A third disadvantage of the Cheng et al centerfinder is that the sensor electronics are disposed within the system transfer chamber. The sensor electronics must be placed within the transfer chamber to reduce sensor error in the detection of the wafer. Being thus disposed, the components of the electronics can outgas, thereby contaminating the wafers. This is a further reason why a plurality of sensor arrays are impractical with this type of centerfinder system. The greater the number of sensor arrays, the greater the likelihood of contamination.
An additional disadvantage of the Cheng et al centerfinder is that the robot arm must be in an extended position for the wafer to be detected by the sensors. The extended stroke of the robot increases any calibration error and reduces the accuracy of the centerfinder operation.

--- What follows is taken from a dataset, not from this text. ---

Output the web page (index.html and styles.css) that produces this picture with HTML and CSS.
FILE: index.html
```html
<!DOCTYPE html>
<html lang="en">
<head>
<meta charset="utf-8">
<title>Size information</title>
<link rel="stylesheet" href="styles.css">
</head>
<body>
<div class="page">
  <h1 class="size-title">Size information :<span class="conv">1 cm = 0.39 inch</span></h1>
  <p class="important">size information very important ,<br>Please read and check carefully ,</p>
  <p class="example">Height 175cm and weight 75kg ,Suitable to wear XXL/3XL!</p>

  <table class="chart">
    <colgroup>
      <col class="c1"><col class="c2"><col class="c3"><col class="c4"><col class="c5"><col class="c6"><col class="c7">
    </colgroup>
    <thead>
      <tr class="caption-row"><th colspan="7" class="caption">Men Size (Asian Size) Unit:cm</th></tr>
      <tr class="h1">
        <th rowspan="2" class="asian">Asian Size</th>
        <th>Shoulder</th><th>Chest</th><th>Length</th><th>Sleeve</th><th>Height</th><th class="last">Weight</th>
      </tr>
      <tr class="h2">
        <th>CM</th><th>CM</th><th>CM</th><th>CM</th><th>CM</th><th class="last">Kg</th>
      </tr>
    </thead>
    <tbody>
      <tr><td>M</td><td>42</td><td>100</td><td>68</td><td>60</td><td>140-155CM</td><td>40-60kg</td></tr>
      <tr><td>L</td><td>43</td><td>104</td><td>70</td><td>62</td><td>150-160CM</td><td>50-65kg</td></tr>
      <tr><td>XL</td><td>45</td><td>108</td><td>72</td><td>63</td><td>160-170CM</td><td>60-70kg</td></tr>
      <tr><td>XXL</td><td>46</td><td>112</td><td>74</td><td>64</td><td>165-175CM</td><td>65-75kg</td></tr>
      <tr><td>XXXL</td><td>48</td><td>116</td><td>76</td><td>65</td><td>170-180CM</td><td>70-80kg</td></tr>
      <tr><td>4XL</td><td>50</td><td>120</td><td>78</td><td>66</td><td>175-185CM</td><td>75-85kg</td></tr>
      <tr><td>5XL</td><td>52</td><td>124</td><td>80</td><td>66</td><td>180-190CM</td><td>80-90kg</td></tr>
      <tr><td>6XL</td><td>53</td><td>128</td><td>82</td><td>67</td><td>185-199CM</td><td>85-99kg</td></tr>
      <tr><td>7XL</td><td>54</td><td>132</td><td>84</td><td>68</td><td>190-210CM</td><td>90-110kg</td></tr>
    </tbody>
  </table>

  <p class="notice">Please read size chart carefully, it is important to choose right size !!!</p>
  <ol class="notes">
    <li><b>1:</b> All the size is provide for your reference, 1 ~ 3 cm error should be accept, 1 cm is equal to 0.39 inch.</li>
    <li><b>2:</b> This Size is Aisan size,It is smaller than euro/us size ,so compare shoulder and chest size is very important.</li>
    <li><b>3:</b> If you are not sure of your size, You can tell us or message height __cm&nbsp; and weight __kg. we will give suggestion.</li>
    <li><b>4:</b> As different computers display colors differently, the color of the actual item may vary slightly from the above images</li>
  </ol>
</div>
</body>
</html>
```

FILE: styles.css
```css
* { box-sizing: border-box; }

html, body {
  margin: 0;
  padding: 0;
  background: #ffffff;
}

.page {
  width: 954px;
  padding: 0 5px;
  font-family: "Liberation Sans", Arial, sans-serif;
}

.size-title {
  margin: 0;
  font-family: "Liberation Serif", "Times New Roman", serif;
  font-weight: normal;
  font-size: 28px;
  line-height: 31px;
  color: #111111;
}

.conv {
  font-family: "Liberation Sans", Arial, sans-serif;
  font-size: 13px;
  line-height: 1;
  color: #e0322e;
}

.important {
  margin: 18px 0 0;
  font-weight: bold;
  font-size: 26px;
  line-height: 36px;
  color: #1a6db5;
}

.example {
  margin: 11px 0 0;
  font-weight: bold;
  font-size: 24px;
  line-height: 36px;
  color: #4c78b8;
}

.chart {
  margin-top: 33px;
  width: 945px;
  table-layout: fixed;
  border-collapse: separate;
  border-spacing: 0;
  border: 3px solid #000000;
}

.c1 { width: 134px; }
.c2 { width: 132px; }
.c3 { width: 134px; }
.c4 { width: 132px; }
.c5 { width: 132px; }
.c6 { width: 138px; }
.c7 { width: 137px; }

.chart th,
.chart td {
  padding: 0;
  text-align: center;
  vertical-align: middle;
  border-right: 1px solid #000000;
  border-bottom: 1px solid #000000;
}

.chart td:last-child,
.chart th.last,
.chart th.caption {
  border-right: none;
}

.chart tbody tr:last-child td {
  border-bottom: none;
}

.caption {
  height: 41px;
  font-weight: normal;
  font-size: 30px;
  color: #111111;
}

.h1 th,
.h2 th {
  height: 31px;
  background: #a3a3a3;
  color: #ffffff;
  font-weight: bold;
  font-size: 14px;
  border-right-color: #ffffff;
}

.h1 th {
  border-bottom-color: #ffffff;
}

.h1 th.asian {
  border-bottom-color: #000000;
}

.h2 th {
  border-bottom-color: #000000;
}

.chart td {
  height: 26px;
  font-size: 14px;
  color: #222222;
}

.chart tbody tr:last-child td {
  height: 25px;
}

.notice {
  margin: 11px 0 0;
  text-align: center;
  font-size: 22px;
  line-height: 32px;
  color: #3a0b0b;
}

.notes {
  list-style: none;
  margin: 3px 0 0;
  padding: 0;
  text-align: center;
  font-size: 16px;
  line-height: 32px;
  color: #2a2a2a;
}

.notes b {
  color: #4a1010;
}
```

Thus, a need has arisen for an improved system and method for determining the location of a semiconductor substrate with respect to a semiconductor substrate support which increases throughput time in a multiple loadlock and processing chamber system, includes sensor electronics disposed outside the transfer chamber for reduction of contaminates, is easily extendable to accommodate a plurality of sensor arrays, and wherein the location operation occurs when the robot arm is in a retracted position to minimize calibration error, if any. In addition, there is a need for an improved positioning system which can be calibrated without manual intervention or need for a separate and distinct calibration tool.